Edith Young remained prominent for many years in social and charitable activities in Galway. Some years after her husband's death, in the late 1960s she returned to Dublin, residing at 10 Northumberland Rd. She died 10 February 1974 of heart failure at Our Lady's Manor, Dalkey, Co. Dublin
Her husband, Joseph Samuel Young (c.1864–1958), a native of Ballinamana, Clarinbridge, Co. Galway, extended his thriving business, manufacturing mineral waters, on Mary St., Galway, into premises on Eglinton St. He also operated an allied bar trade, and owned licensed premises on Eyre Sq. He remained a local councillor for some thirty years (early 1910s–early 1940s), representing north ward on the UDC (vice chairman (1927–36)), and on the newly restored Galway corporation (from 1937). A long serving Co. Galway magistrate, he served on Galway Harbour Board and other public bodies, and was made OBE during the first world war. One of the first non-ascendancy members of Galway Race Committee, he served for over fifty years (1907–58), and succeeded Martin McDonogh (qv) as chairman (1934–58). Attending the races annually from 1880 to the year of his death (1958), he made significant contributions to the development of the meeting into one of the leading racing fixtures in Ireland and Great Britain. A passionate devotee of hunting, for a period in the 1930s he was chairman of Co. Galway Hunt. He sat on the council of Galway Chamber of Commerce and Industry for many years from the body's inception in 1923.

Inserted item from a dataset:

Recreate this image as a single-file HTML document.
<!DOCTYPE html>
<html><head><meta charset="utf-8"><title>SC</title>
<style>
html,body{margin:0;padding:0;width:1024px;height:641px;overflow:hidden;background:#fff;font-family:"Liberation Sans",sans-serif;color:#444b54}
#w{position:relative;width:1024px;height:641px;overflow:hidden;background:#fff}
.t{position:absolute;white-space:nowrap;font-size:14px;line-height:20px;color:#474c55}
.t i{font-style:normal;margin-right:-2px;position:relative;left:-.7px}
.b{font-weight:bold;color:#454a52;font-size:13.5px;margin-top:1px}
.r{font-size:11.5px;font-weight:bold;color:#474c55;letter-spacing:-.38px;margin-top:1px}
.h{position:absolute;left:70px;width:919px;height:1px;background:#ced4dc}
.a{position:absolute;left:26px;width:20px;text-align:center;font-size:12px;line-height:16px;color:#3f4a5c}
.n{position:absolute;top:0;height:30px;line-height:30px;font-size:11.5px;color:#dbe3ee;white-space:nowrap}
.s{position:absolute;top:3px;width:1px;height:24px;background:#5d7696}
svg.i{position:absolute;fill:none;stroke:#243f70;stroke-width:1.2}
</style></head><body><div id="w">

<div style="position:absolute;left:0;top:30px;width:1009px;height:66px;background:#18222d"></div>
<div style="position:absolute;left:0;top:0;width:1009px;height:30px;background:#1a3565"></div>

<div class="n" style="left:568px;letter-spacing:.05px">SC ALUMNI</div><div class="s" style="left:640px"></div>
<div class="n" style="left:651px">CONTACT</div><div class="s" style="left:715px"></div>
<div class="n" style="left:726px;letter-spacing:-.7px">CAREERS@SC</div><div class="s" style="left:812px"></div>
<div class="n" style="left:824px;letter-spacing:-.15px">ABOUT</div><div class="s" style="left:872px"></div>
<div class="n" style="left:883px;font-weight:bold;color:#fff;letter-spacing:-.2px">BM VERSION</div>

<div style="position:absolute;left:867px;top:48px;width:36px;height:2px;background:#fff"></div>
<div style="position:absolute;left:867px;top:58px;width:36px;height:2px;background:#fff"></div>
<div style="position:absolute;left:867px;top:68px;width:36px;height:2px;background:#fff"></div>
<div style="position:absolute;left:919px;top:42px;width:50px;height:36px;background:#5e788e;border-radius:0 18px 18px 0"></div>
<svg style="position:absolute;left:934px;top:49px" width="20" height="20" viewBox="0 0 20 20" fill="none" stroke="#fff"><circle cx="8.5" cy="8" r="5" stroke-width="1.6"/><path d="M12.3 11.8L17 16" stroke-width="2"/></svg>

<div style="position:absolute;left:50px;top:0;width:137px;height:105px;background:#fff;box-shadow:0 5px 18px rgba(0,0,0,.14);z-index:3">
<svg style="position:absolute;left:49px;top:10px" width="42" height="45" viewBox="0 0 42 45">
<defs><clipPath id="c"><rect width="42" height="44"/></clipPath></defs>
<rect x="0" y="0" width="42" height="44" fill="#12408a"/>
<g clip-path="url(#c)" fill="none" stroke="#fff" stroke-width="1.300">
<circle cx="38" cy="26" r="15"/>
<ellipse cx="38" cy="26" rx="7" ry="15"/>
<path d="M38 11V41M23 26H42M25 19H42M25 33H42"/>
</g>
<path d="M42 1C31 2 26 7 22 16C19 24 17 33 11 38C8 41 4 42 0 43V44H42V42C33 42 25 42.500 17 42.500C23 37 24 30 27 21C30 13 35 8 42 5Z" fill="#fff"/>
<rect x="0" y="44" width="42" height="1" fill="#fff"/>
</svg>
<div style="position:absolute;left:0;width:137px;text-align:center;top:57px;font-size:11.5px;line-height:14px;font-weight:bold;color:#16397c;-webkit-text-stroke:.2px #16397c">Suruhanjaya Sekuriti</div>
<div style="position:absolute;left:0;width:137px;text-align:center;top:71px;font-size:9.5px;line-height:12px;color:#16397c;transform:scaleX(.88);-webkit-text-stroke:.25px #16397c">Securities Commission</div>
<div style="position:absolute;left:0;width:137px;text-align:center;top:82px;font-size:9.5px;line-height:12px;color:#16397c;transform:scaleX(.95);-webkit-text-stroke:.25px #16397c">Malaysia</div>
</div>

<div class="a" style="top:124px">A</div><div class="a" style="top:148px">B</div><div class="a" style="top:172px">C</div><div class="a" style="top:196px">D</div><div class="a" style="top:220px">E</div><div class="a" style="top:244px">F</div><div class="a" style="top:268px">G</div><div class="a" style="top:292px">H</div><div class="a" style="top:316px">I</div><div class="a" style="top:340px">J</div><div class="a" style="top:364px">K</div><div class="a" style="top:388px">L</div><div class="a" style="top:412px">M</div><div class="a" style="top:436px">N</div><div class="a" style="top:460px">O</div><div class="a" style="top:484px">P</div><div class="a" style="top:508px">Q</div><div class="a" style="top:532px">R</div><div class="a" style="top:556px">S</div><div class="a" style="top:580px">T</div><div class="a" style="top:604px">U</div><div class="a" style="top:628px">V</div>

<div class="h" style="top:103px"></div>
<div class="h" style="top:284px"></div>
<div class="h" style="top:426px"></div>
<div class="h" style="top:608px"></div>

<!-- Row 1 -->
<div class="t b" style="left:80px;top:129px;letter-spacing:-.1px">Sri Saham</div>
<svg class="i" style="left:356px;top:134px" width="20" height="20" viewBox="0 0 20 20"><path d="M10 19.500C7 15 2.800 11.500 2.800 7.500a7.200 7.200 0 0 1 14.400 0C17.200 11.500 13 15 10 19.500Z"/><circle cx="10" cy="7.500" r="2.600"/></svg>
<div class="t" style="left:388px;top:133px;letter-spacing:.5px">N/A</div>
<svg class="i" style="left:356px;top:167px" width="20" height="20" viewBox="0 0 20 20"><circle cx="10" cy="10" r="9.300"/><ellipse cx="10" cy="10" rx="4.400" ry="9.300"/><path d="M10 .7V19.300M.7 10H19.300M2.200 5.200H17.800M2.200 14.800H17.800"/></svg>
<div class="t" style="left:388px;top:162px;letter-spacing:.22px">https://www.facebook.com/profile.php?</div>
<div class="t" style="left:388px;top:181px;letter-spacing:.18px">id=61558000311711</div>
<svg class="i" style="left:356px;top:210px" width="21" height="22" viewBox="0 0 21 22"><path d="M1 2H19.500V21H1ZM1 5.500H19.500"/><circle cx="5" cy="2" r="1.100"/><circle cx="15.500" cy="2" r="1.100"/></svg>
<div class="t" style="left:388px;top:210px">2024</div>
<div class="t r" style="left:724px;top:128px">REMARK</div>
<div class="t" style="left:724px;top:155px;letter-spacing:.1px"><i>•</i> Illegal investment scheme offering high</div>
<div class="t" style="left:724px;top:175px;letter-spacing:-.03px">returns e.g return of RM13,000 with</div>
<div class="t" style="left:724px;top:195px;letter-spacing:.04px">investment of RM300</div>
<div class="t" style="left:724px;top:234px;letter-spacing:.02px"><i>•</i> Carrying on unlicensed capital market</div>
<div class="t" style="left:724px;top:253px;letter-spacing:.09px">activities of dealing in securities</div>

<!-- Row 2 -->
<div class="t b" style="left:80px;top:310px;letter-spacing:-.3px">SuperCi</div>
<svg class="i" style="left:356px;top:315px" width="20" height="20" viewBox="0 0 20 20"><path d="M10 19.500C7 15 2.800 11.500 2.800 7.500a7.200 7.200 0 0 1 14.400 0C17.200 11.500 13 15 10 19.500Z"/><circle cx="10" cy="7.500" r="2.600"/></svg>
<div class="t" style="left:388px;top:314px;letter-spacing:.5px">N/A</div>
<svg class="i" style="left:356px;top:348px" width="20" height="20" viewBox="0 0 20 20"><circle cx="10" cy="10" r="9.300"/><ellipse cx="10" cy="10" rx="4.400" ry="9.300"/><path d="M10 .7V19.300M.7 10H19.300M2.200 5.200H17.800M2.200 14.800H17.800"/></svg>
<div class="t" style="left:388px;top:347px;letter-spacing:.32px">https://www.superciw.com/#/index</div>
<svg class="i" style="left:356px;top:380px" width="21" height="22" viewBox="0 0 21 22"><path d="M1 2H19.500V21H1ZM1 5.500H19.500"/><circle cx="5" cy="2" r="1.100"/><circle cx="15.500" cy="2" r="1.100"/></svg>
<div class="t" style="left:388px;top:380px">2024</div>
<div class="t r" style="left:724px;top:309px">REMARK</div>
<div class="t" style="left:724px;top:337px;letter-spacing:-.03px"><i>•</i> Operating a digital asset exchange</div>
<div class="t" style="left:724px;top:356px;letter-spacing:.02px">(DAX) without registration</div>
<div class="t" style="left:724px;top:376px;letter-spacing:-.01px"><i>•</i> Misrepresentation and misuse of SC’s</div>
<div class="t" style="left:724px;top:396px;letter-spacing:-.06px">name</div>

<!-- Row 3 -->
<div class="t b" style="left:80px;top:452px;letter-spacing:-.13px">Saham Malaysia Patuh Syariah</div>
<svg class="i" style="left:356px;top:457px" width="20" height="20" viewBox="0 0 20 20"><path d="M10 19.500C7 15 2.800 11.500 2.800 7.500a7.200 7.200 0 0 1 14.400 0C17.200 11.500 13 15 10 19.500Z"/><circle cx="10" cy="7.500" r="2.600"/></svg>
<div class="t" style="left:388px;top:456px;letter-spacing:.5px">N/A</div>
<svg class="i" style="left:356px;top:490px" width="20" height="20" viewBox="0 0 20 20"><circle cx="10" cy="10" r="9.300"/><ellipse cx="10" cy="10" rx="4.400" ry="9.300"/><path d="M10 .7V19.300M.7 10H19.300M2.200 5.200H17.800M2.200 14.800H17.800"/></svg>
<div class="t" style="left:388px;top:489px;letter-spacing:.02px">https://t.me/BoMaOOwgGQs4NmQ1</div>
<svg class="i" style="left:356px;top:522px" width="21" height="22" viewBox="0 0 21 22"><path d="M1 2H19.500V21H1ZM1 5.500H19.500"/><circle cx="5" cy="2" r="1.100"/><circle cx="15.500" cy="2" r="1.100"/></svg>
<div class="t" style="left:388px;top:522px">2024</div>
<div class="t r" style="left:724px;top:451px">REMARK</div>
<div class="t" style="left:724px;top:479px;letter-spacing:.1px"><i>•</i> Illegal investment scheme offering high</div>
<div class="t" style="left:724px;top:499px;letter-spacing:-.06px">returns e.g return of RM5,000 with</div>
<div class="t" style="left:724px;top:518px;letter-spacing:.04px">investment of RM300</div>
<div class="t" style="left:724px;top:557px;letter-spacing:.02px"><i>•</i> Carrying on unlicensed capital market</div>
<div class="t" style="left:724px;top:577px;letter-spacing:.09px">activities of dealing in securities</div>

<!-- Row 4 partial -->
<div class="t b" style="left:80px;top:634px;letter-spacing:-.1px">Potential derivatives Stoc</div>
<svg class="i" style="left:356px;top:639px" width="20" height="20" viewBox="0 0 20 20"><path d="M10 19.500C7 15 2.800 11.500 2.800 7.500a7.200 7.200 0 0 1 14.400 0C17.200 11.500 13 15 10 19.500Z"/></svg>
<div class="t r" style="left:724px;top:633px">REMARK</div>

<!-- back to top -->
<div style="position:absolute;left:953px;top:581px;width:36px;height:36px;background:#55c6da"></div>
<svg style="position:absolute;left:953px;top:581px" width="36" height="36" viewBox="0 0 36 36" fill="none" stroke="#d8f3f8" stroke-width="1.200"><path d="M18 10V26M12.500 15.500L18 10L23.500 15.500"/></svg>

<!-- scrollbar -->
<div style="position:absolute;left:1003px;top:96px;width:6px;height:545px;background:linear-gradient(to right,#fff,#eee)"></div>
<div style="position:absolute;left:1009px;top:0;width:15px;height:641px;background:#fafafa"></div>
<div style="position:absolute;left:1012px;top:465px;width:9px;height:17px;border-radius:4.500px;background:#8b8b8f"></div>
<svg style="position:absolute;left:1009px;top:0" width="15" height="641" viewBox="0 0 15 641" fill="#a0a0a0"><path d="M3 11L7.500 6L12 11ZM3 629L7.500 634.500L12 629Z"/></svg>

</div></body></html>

His brother, Alexander Young (1873–1916), was awarded the Victoria Cross (1901) for his daring capture of a Boer commando leader while serving as sergeant-major in the Cape Mounted Police during the South African War. A horseman of legendary skill, he was regarded as one of the finest rough riders in the army while serving with the 2nd Dragoon Guards (Queen's Bays) in the 1890s before emigrating to South Africa. Commissioned during the first world war as a lieutenant in the 4th (Scottish) Regt., South African Infantry, he was killed in action on the Somme (19 October 1916).